As I was thus reflecting, I glanced my eye on the leading paragraph of a London newspaper, containing much angry declamation, and some bitter truths, respecting our military arrangements. It were in vain, thought I, to deny that the influence of parliamentary interest, which prevents the immense patronage of the crown from becoming a despotic power, is not the most likely to secure the ablest commanders or the fittest persons for the management of our foreign empire. However, thank God' if we fight, we fight for our own king and country: and grievances which may be publicly complained of, there is some chance of seeing remedied.

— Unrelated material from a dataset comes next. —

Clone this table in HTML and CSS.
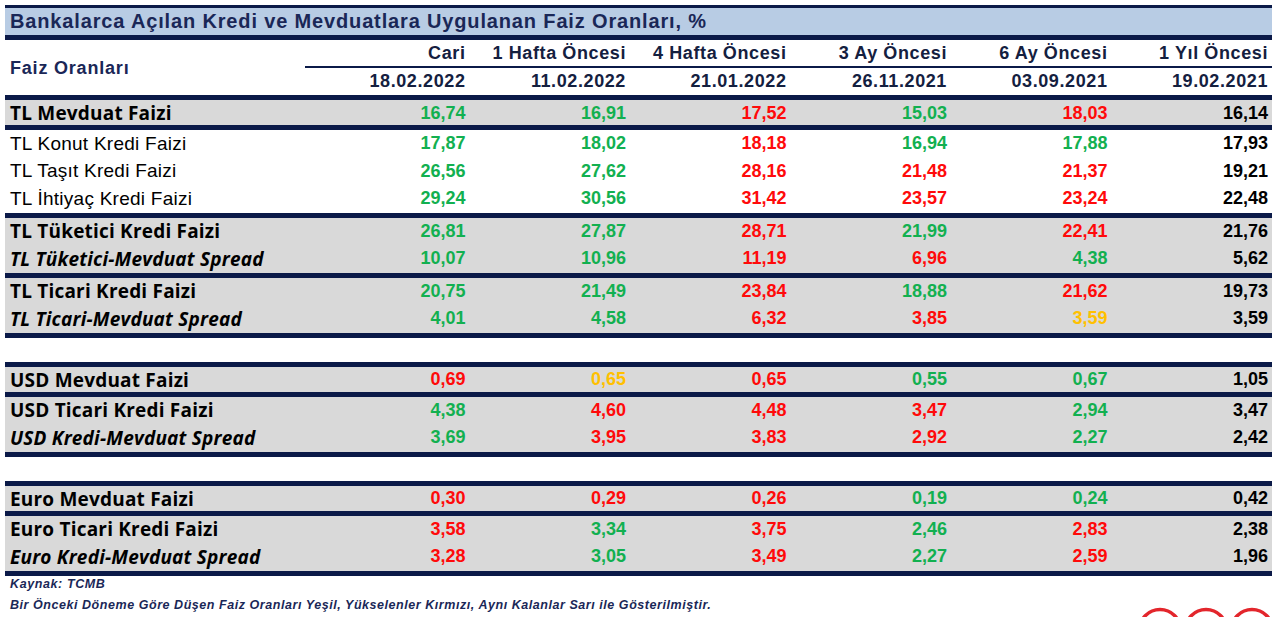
FILE: index.html
```html
<!DOCTYPE html>
<html lang="tr">
<head>
<meta charset="utf-8">
<title>Faiz Oranları</title>
<link rel="stylesheet" href="styles.css">
</head>
<body>
<div class="report">
  <div class="rule rule-thin"></div>
  <div class="title">Bankalarca Açılan Kredi ve Mevduatlara Uygulanan Faiz Oranları, %</div>
  <div class="rule"></div>

  <div class="head">
    <div class="head-label">Faiz Oranları</div>
    <div class="head-cols">
      <div class="head-row">
        <span>Cari</span><span>1 Hafta Öncesi</span><span>4 Hafta Öncesi</span><span>3 Ay Öncesi</span><span>6 Ay Öncesi</span><span>1 Yıl Öncesi</span>
      </div>
      <div class="head-line"></div>
      <div class="head-row dates">
        <span>18.02.2022</span><span>11.02.2022</span><span>21.01.2022</span><span>26.11.2021</span><span>03.09.2021</span><span>19.02.2021</span>
      </div>
    </div>
  </div>
  <div class="rule"></div>

  <div class="group gray">
    <div class="row short"><span class="label strong">TL Mevduat Faizi</span><span class="g">16,74</span><span class="g">16,91</span><span class="r">17,52</span><span class="g">15,03</span><span class="r">18,03</span><span class="k">16,14</span></div>
  </div>
  <div class="rule"></div>

  <div class="group">
    <div class="row"><span class="label">TL Konut Kredi Faizi</span><span class="g">17,87</span><span class="g">18,02</span><span class="r">18,18</span><span class="g">16,94</span><span class="g">17,88</span><span class="k">17,93</span></div>
    <div class="row"><span class="label">TL Taşıt Kredi Faizi</span><span class="g">26,56</span><span class="g">27,62</span><span class="r">28,16</span><span class="r">21,48</span><span class="r">21,37</span><span class="k">19,21</span></div>
    <div class="row"><span class="label">TL İhtiyaç Kredi Faizi</span><span class="g">29,24</span><span class="g">30,56</span><span class="r">31,42</span><span class="r">23,57</span><span class="r">23,24</span><span class="k">22,48</span></div>
  </div>
  <div class="rule"></div>

  <div class="group gray">
    <div class="row"><span class="label strong">TL Tüketici Kredi Faizi</span><span class="g">26,81</span><span class="g">27,87</span><span class="r">28,71</span><span class="g">21,99</span><span class="r">22,41</span><span class="k">21,76</span></div>
    <div class="row"><span class="label strong italic">TL Tüketici-Mevduat Spread</span><span class="g">10,07</span><span class="g">10,96</span><span class="r">11,19</span><span class="r">6,96</span><span class="g">4,38</span><span class="k">5,62</span></div>
  </div>
  <div class="rule"></div>

  <div class="group gray">
    <div class="row"><span class="label strong">TL Ticari Kredi Faizi</span><span class="g">20,75</span><span class="g">21,49</span><span class="r">23,84</span><span class="g">18,88</span><span class="r">21,62</span><span class="k">19,73</span></div>
    <div class="row"><span class="label strong italic">TL Ticari-Mevduat Spread</span><span class="g">4,01</span><span class="g">4,58</span><span class="r">6,32</span><span class="r">3,85</span><span class="y">3,59</span><span class="k">3,59</span></div>
  </div>
  <div class="rule"></div>

  <div class="gap"></div>

  <div class="rule"></div>
  <div class="group gray">
    <div class="row short"><span class="label strong">USD Mevduat Faizi</span><span class="r">0,69</span><span class="y">0,65</span><span class="r">0,65</span><span class="g">0,55</span><span class="g">0,67</span><span class="k">1,05</span></div>
  </div>
  <div class="rule"></div>
  <div class="group gray">
    <div class="row"><span class="label strong">USD Ticari Kredi Faizi</span><span class="g">4,38</span><span class="r">4,60</span><span class="r">4,48</span><span class="r">3,47</span><span class="g">2,94</span><span class="k">3,47</span></div>
    <div class="row"><span class="label strong italic">USD Kredi-Mevduat Spread</span><span class="g">3,69</span><span class="r">3,95</span><span class="r">3,83</span><span class="r">2,92</span><span class="g">2,27</span><span class="k">2,42</span></div>
  </div>
  <div class="rule"></div>

  <div class="gap"></div>

  <div class="rule"></div>
  <div class="group gray">
    <div class="row short"><span class="label strong">Euro Mevduat Faizi</span><span class="r">0,30</span><span class="r">0,29</span><span class="r">0,26</span><span class="g">0,19</span><span class="g">0,24</span><span class="k">0,42</span></div>
  </div>
  <div class="rule"></div>
  <div class="group gray">
    <div class="row"><span class="label strong">Euro Ticari Kredi Faizi</span><span class="r">3,58</span><span class="g">3,34</span><span class="r">3,75</span><span class="g">2,46</span><span class="r">2,83</span><span class="k">2,38</span></div>
    <div class="row"><span class="label strong italic">Euro Kredi-Mevduat Spread</span><span class="r">3,28</span><span class="g">3,05</span><span class="r">3,49</span><span class="g">2,27</span><span class="r">2,59</span><span class="k">1,96</span></div>
  </div>
  <div class="rule"></div>

  <div class="source">Kaynak: TCMB</div>
  <div class="foot">
    <div class="note">Bir Önceki Döneme Göre Düşen Faiz Oranları Yeşil, Yükselenler Kırmızı, Aynı Kalanlar Sarı ile Gösterilmiştir.</div>
    <svg class="logo" width="138" height="10" viewBox="0 0 138 10" aria-hidden="true">
      <circle cx="23" cy="23" r="20.5" fill="none" stroke="#e3262c" stroke-width="3.5"/>
      <circle cx="69" cy="23" r="20.5" fill="none" stroke="#e3262c" stroke-width="3.5"/>
      <circle cx="115" cy="23" r="20.5" fill="none" stroke="#e3262c" stroke-width="3.5"/>
    </svg>
  </div>
</div>
</body>
</html>
```
FILE: styles.css
```css
html, body {
  margin: 0;
  padding: 0;
  background: #ffffff;
  overflow: hidden;
}

body {
  font-family: "Liberation Sans", Arial, sans-serif;
  color: #000;
}

.report {
  width: 1267px;
  margin-left: 5px;
  padding-top: 5px;
}

.rule {
  height: 5px;
  background: #0b1a48;
}

.rule-thin {
  height: 3px;
}

.title {
  height: 27px;
  line-height: 27px;
  background: #b8cce4;
  padding-left: 5px;
  font-weight: 700;
  font-size: 20px;
  letter-spacing: 0.85px;
  color: #1a2757;
  white-space: nowrap;
}

.head {
  display: grid;
  grid-template-columns: 300px 1fr;
  height: 55px;
  color: #14203f;
}

.head-label {
  align-self: center;
  padding-left: 5px;
  font-weight: 700;
  font-size: 18px;
  letter-spacing: 0.8px;
  color: #1a2757;
  padding-top: 2px;
}

.head-cols {
  display: flex;
  flex-direction: column;
}

.head-row {
  display: grid;
  grid-template-columns: repeat(6, 1fr);
  padding-right: 4px;
  height: 26px;
  align-items: center;
  font-weight: 700;
  font-size: 18px;
  letter-spacing: 0.6px;
  text-align: right;
}

.head-row.dates {
  height: 27px;
}

.head-line {
  height: 2px;
  background: #0b1a48;
}

.group.gray {
  background: #d9d9d9;
}

.row {
  display: grid;
  grid-template-columns: 300px repeat(6, 1fr);
  padding-right: 4px;
  height: 27.5px;
  align-items: center;
  text-align: right;
  font-weight: 700;
  font-size: 18px;
}

.row.short {
  height: 25px;
}

.label {
  text-align: left;
  padding-left: 5px;
  font-weight: 400;
  font-size: 19px;
  letter-spacing: 0.25px;
  white-space: nowrap;
}

.label.strong {
  font-family: "Open Sans", "Liberation Sans", sans-serif;
  font-weight: 700;
  font-size: 19px;
  letter-spacing: 0.2px;
}

.label.italic {
  font-style: italic;
}

.g { color: #12b050; }
.r { color: #ff0a0a; }
.y { color: #ffc000; }
.k { color: #000000; }

.gap {
  height: 24px;
}

.source {
  padding: 1px 0 0 5px;
  height: 16px;
  font-size: 12.5px;
  font-weight: 700;
  font-style: italic;
  letter-spacing: 0.6px;
  color: #1a2757;
}

.foot {
  display: flex;
  justify-content: space-between;
  align-items: flex-start;
  padding-top: 5px;
}

.note {
  padding-left: 5px;
  font-size: 12.5px;
  font-weight: 700;
  font-style: italic;
  color: #1a2757;
  letter-spacing: 0.55px;
  white-space: nowrap;
}

.logo {
  display: block;
  margin-top: 9px;
  margin-right: -3px;
}
```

III. A celebrated professor in a German university, showed me a very pleasing print, entitled, Toleration.-A Roman Catholic priest, a Lutheran divine, a Calvinist minister, a Quaker, a Jew, and a philosopher, were represented sitting round the same table, over which a winged figure hovered in the attitude of protection "For this harmless print," said my friend, “the artist was imprisoned, and having attempted to escape, was sentenced to draw the boats on the banks of the Danube, with robbers and murderers and there died in less than two months, from exhaustion and exposure. In your happy country, sir, this print would be considered as a pleasing scene from real life: for in every great town throughout your empire you may meet with the original." "Yes," I replied, as far as the negative ends of government are concerned, we have no reason to complain. Our government protects us from foreign enemies, and our laws secure our lives, our personal freedom, our property, reputation, and religious rights, from domestic attacks. Our taxes, indeed, are enormous"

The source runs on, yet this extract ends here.